The ruling party is split in the middle, with a faction of young Turks going by the moniker Generation 40 (G40) rabidly opposed to Vice President Emmerson Mnangagwa succeeding Mugabe, and squaring up against the VP's allies, Team Lacoste.
"He lashed at the escalating factionalism that is devouring the party. He openly warned members of the politburo to unite the party as we are likely to face a united opposition in 2018," the second source told the Daily News yesterday.
Zanu-PF secretary for administration Ignatius Chombo told a news conference after the meeting that Mugabe had tasked them with making sure that the party was united ahead of the 2018 elections.
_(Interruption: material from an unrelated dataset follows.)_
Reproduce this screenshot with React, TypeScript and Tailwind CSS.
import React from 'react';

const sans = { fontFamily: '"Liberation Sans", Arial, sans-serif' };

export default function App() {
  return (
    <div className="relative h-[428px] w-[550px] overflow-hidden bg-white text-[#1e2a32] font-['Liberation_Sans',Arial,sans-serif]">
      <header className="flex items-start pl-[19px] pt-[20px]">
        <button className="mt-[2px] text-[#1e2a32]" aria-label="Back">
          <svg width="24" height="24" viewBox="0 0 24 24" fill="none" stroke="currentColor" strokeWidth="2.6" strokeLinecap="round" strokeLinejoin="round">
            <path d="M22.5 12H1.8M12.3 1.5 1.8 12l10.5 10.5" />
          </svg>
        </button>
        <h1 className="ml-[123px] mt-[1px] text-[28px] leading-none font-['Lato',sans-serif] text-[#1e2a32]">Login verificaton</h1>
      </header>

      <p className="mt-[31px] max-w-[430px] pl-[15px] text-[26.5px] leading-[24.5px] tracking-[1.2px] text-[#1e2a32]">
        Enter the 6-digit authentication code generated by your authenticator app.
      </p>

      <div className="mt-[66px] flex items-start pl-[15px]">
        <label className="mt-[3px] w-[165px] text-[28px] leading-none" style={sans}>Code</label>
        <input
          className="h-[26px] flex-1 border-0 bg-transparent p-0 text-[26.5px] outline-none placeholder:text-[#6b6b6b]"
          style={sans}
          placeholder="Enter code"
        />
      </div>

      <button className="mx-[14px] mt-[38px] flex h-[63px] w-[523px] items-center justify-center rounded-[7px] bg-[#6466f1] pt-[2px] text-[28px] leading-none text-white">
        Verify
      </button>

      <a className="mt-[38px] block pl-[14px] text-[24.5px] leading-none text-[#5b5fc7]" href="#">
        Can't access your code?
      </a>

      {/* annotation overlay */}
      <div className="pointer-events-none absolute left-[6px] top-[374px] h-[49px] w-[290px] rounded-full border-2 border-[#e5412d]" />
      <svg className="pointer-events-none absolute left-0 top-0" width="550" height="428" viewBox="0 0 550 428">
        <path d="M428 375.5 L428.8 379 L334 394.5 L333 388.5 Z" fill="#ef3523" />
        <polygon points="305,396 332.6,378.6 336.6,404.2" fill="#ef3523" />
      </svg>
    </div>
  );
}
"Commenting on the 2018 harmonised elections, the president advised members to attune their minds, attitudes and emotions to focus on unity, so as to win the 2018 harmonised elections.
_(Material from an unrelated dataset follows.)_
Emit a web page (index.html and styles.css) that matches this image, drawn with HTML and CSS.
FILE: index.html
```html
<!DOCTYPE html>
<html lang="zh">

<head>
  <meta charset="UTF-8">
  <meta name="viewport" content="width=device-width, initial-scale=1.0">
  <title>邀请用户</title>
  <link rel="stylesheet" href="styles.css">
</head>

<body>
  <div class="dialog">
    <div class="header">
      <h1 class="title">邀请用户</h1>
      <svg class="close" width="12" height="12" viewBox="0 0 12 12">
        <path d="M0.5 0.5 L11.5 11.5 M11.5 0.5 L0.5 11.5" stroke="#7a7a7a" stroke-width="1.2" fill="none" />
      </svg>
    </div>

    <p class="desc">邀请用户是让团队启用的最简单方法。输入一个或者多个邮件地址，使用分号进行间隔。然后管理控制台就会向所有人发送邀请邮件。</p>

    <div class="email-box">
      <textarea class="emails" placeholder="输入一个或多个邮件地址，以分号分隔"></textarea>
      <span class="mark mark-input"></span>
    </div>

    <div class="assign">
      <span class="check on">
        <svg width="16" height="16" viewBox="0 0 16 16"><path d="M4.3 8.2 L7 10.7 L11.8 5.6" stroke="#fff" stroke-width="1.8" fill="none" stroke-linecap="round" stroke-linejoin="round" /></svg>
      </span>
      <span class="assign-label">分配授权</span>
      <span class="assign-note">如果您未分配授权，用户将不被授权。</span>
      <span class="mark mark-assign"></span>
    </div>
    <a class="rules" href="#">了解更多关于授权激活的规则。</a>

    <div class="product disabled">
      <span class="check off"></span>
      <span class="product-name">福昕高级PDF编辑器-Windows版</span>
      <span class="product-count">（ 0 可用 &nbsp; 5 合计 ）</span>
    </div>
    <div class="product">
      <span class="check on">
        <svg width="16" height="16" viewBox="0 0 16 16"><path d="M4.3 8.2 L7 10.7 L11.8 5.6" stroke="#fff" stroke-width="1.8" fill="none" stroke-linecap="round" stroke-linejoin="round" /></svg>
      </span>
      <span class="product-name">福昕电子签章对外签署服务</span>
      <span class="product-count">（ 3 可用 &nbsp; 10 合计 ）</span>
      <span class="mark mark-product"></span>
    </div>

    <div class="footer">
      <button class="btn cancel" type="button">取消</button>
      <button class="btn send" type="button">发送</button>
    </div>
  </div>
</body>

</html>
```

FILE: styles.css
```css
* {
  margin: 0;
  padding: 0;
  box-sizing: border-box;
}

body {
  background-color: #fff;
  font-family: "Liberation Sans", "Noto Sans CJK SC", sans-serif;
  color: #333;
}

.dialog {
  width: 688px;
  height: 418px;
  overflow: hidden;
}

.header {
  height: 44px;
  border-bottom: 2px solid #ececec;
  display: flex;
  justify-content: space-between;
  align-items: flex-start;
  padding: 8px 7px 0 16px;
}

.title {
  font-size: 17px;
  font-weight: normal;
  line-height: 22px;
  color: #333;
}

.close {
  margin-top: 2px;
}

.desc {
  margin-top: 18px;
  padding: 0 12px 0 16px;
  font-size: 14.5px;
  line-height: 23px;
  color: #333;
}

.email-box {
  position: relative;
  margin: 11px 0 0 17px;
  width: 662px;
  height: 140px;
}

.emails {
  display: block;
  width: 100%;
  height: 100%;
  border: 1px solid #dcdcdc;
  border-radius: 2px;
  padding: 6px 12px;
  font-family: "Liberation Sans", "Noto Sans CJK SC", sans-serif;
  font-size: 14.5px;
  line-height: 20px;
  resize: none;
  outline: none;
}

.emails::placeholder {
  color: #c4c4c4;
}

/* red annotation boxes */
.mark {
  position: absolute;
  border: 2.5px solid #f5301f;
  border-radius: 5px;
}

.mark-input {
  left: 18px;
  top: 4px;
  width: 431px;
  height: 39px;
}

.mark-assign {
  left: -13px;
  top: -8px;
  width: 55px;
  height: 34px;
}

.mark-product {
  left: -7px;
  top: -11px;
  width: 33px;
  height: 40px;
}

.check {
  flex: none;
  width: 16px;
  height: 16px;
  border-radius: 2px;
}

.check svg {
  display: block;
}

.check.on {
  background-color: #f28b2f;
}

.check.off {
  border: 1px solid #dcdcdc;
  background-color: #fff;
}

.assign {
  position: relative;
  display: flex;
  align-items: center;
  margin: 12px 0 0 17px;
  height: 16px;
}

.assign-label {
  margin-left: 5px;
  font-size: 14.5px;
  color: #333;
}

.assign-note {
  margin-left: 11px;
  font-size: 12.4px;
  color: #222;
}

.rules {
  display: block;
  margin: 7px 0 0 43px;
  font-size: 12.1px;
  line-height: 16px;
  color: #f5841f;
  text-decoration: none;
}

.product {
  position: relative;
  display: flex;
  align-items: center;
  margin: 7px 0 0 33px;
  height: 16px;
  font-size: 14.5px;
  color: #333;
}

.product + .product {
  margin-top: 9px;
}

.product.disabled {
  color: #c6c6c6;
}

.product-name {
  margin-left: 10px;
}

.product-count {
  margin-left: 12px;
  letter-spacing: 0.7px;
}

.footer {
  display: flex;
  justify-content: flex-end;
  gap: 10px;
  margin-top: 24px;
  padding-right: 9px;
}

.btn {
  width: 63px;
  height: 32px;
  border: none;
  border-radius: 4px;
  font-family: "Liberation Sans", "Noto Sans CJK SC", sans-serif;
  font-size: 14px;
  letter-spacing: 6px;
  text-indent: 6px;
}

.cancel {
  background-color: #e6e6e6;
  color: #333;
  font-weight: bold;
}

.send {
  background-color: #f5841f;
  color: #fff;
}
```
"The president informed members that the late Vice President Simon Vengesai Muzenda left a legacy of success and victory in all elections. Thus it's our duty to maintain that success story to honour his legacy," Chombo said.
In the run-up to Wednesday's politburo meeting, the G40 and Team Lacoste had traded deadly blows on all fronts.
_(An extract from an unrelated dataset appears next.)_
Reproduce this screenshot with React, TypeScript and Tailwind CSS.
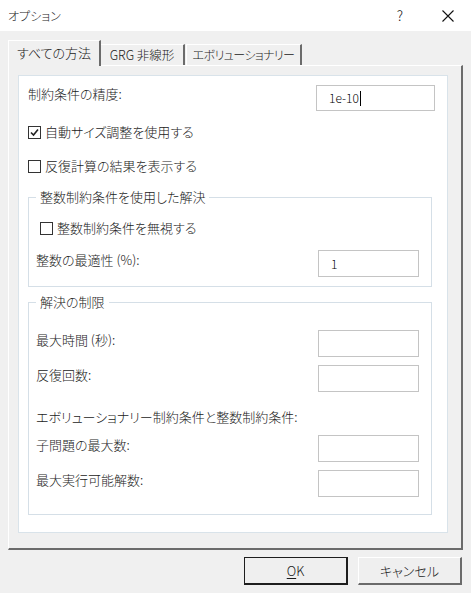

The G40 escalated its fight with Team Lacoste after Mnangagwa hosted and sacked Zanu-PF officials at his rural home during the festive season, saying this was in fact a meeting organised to plot the ouster of Mugabe from power.
And since the images of Mnangagwa holding the much-obsessed about coffee mug (written I Am The Boss) emerged in the public domain, the G40 had interpreted this as the VP's open statement that he had unbridled presidential ambitions.
G40-linked party officials subsequently met at the Zanu-PF headquarters in Harare where they issued a statement in which they called for a probe into Mnangagwa for hobnobbing with the likes of war veterans' leader Christopher Mutsvangwa and maverick businessman-cum politician Energy Mutodi.
Sources linked to Team Lacoste claim Mugabe had refused on Wednesday to entertain the "Cupgate" issue, apparently going on to talk about how allegedly loyal Mnangagwa was to him.
"He simply took the wind out of the sails of both factions by deftly dealing with their issues while reminding them he was still the boss.
"The president neutralised the coffee mug debate on one hand, but on the other, attacked Team Lacoste's actions in Masvingo where he ordered fresh elections to choose a substantive executive," the supposedly "non-aligned" party bigwig said.
Before the politburo ordered fresh elections in Masvingo, the regional structure found itself deep in the throes of factional anarchy, following its leadership's unilateral decision to bring back the suspended former provincial leader, Ezra Chadzamira, to replace Amasi Nenjana who had been the acting chairperson.
Chadzamira is said to be a key member of Team Lacoste which accused Nenjana of allegedly working with the G40 to destabilise the province.
During the party's annual people's conference in Masvingo last year, Mugabe also slyly blew a gasket at the gathering, savaging his brawling lieutenants, while cunningly moving to finger some of his top aides in alleged plots to hound him out of power - as the ruling party's tribal, factional and succession wars continue to burn hot.
He made a thinly-disguised dig at Team Lacoste then, saying the party's leadership was not won through plotting the arrest of opponents, but through elections.
This was after the G40 had over the previous months alleged that the Mnangagwa camp was abusing key State institutions, including lapdog State media, to irregularly grab power in the former liberation movement.
But, in typical Mugabe style, the nonagenarian also moved to attack the G40 at the meeting for their alleged indiscipline, and for abusing social media to attack fellow party officials.
"To the party leadership, we do not run matters of the party through Twitter or Facebook," he said, as he sought to balance his criticism and in the process consolidate his own position.
Political analysts who spoke to the Daily News at the time said it would have been "atypical" if Mugabe had chosen one faction over the other.
"The current situation where there are factions fighting each other below him means that there isn't a faction fighting him directly, so the fighting serves him well," said former civic leader McDonald Lewanika.
Mugabe - the only leader Zimbabweans have known since the country gained its independence from Britain in April 1980 - is facing the biggest challenge to his long rule.
The increasingly fail nonagenarian and Zanu-PF are battling growing unrest among the country's restive populace, which blames his government for presiding over the country's dying economy and the deepening rot in the former regional breadbasket.